EXERCISE AIM: For this exercise, repeat all of the material verbatim apart from its images.

-----

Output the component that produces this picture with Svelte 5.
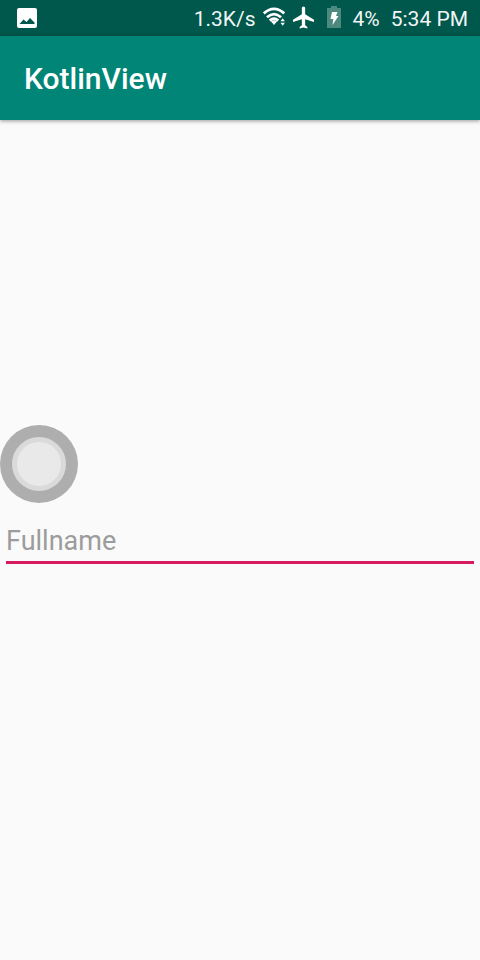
<script>
  let fullname = $state('');
</script>

<div class="screen">
  <div class="status">
    <svg class="picture" viewBox="0 0 20 20" aria-hidden="true">
      <path fill="#fff" fill-rule="evenodd" d="M2 0h16a2 2 0 0 1 2 2v16a2 2 0 0 1-2 2H2a2 2 0 0 1-2-2V2a2 2 0 0 1 2-2zM2.500 16h15v-1.500l-4.500-4.500-3.500 4-3-2.500z" />
    </svg>
    <span class="speed">1.3K/s</span>
    <svg class="wifi" viewBox="0 0 24 20" aria-hidden="true">
      <g fill="none" stroke="#fff" stroke-width="2.800">
        <path d="M.8 6.400Q11 -2.600 21.200 6.400" />
        <path d="M4 10.300Q11 4 18 10.300" />
        <path d="M6.800 13.600Q11 9.800 15.200 13.600" />
      </g>
      <path fill="#fff" d="M8 14.500Q11 12.200 14 14.500L11 18zM17.500 14.200l2.200-3 2.200 3zM17.500 15.800h4.400l-2.200 3z" />
    </svg>
    <svg class="plane" viewBox="2 2 19 20" aria-hidden="true">
      <path fill="#fff" d="M21 16v-2l-8-5V3.500c0-.83-.67-1.500-1.500-1.500S10 2.670 10 3.500V9l-8 5v2l8-2.500V19l-2 1.500V22l3.500-1 3.500 1v-1.500L13 19v-5.500z" />
    </svg>
    <svg class="battery" viewBox="0 0 14 22" aria-hidden="true">
      <path fill="#4d897f" d="M4 0h6v2h4v20H0V2h4z" />
      <path fill="#fff" d="M5 6h5.500l-1.500 4h2.500L5.500 19 6.300 13H3.500z" />
    </svg>
    <span class="level">4%</span>
    <span>5:34 PM</span>
  </div>
  <header><h1>KotlinView</h1></header>
  <main>
    <input type="text" aria-label="Fullname" placeholder="Fullname" bind:value={fullname} />
  </main>
  <button class="assist" type="button" aria-label="Quick menu"><span></span></button>
</div>

<style>
  :global(body) {
    background: #fafafa;
  }
  .screen {
    position: relative;
    display: flex;
    flex-direction: column;
    min-height: 100vh;
    background: #fafafa;
    font-family: Roboto, sans-serif;
  }
  .status {
    display: flex;
    align-items: center;
    height: 36px;
    padding: 0 12px 0 17px;
    background: #00574b;
    color: #fff;
    font-size: 21px;
    line-height: 36px;
    white-space: nowrap;
  }
  .status span {
    padding-top: 2px;
    opacity: 0.95;
  }
  .status svg {
    flex: none;
  }
  .picture {
    width: 20px;
    height: 20px;
  }
  .speed {
    margin-left: auto;
  }
  .wifi {
    width: 24px;
    height: 20px;
    margin: 0 6px 2px 7px;
  }
  .plane {
    width: 21px;
    height: 23px;
    margin-bottom: 2px;
  }
  .battery {
    width: 14px;
    height: 22px;
    margin: 0 12px 2px 13px;
  }
  .level {
    margin-right: 11px;
  }
  header {
    display: flex;
    align-items: center;
    box-sizing: border-box;
    height: 84px;
    padding: 2px 24px 0;
    background: #008577;
    box-shadow: 0 1px 4px rgba(0, 0, 0, 0.4);
  }
  h1 {
    margin: 0;
    color: #fff;
    font-size: 30px;
    font-weight: 500;
    line-height: 36px;
  }
  main {
    display: flex;
    flex: 1;
    align-items: center;
    padding: 0 6px;
  }
  input {
    box-sizing: border-box;
    flex: 1;
    min-width: 0;
    height: 48px;
    padding: 4px 0 0;
    border: 0;
    border-bottom: 3px solid #d81b60;
    border-radius: 0;
    outline: 0;
    background: none;
    color: #212121;
    font: 27px/36px Roboto, sans-serif;
  }
  input::placeholder {
    color: #9c9c9c;
    opacity: 1;
  }
  .assist {
    position: absolute;
    top: 425px;
    left: 0;
    display: grid;
    place-items: center;
    width: 78px;
    height: 78px;
    padding: 0;
    border: 0;
    border-radius: 50%;
    background: #aeaeae;
  }
  .assist span {
    box-sizing: border-box;
    width: 54px;
    height: 54px;
    border: 5px solid #dadada;
    border-radius: 50%;
    background: #e9e9e9;
  }
</style>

-----

ANSWER TO THIS PROBLEM:
Output the component that produces this picture with Svelte 5.
<script>
  let fullname = $state('');
</script>

<div class="screen">
  <div class="status">
    <svg class="picture" viewBox="0 0 20 20" aria-hidden="true">
      <path fill="#fff" fill-rule="evenodd" d="M2 0h16a2 2 0 0 1 2 2v16a2 2 0 0 1-2 2H2a2 2 0 0 1-2-2V2a2 2 0 0 1 2-2zM2.500 16h15v-1.500l-4.500-4.500-3.500 4-3-2.500z" />
    </svg>
    <span class="speed">1.3K/s</span>
    <svg class="wifi" viewBox="0 0 24 20" aria-hidden="true">
      <g fill="none" stroke="#fff" stroke-width="2.800">
        <path d="M.8 6.400Q11 -2.600 21.200 6.400" />
        <path d="M4 10.300Q11 4 18 10.300" />
        <path d="M6.800 13.600Q11 9.800 15.200 13.600" />
      </g>
      <path fill="#fff" d="M8 14.500Q11 12.200 14 14.500L11 18zM17.500 14.200l2.200-3 2.200 3zM17.500 15.800h4.400l-2.200 3z" />
    </svg>
    <svg class="plane" viewBox="2 2 19 20" aria-hidden="true">
      <path fill="#fff" d="M21 16v-2l-8-5V3.500c0-.83-.67-1.500-1.500-1.500S10 2.670 10 3.500V9l-8 5v2l8-2.500V19l-2 1.500V22l3.500-1 3.500 1v-1.500L13 19v-5.500z" />
    </svg>
    <svg class="battery" viewBox="0 0 14 22" aria-hidden="true">
      <path fill="#4d897f" d="M4 0h6v2h4v20H0V2h4z" />
      <path fill="#fff" d="M5 6h5.500l-1.500 4h2.500L5.500 19 6.300 13H3.500z" />
    </svg>
    <span class="level">4%</span>
    <span>5:34 PM</span>
  </div>
  <header><h1>KotlinView</h1></header>
  <main>
    <input type="text" aria-label="Fullname" placeholder="Fullname" bind:value={fullname} />
  </main>
  <button class="assist" type="button" aria-label="Quick menu"><span></span></button>
</div>

<style>
  :global(body) {
    background: #fafafa;
  }
  .screen {
    position: relative;
    display: flex;
    flex-direction: column;
    min-height: 100vh;
    background: #fafafa;
    font-family: Roboto, sans-serif;
  }
  .status {
    display: flex;
    align-items: center;
    height: 36px;
    padding: 0 12px 0 17px;
    background: #00574b;
    color: #fff;
    font-size: 21px;
    line-height: 36px;
    white-space: nowrap;
  }
  .status span {
    padding-top: 2px;
    opacity: 0.95;
  }
  .status svg {
    flex: none;
  }
  .picture {
    width: 20px;
    height: 20px;
  }
  .speed {
    margin-left: auto;
  }
  .wifi {
    width: 24px;
    height: 20px;
    margin: 0 6px 2px 7px;
  }
  .plane {
    width: 21px;
    height: 23px;
    margin-bottom: 2px;
  }
  .battery {
    width: 14px;
    height: 22px;
    margin: 0 12px 2px 13px;
  }
  .level {
    margin-right: 11px;
  }
  header {
    display: flex;
    align-items: center;
    box-sizing: border-box;
    height: 84px;
    padding: 2px 24px 0;
    background: #008577;
    box-shadow: 0 1px 4px rgba(0, 0, 0, 0.4);
  }
  h1 {
    margin: 0;
    color: #fff;
    font-size: 30px;
    font-weight: 500;
    line-height: 36px;
  }
  main {
    display: flex;
    flex: 1;
    align-items: center;
    padding: 0 6px;
  }
  input {
    box-sizing: border-box;
    flex: 1;
    min-width: 0;
    height: 48px;
    padding: 4px 0 0;
    border: 0;
    border-bottom: 3px solid #d81b60;
    border-radius: 0;
    outline: 0;
    background: none;
    color: #212121;
    font: 27px/36px Roboto, sans-serif;
  }
  input::placeholder {
    color: #9c9c9c;
    opacity: 1;
  }
  .assist {
    position: absolute;
    top: 425px;
    left: 0;
    display: grid;
    place-items: center;
    width: 78px;
    height: 78px;
    padding: 0;
    border: 0;
    border-radius: 50%;
    background: #aeaeae;
  }
  .assist span {
    box-sizing: border-box;
    width: 54px;
    height: 54px;
    border: 5px solid #dadada;
    border-radius: 50%;
    background: #e9e9e9;
  }
</style>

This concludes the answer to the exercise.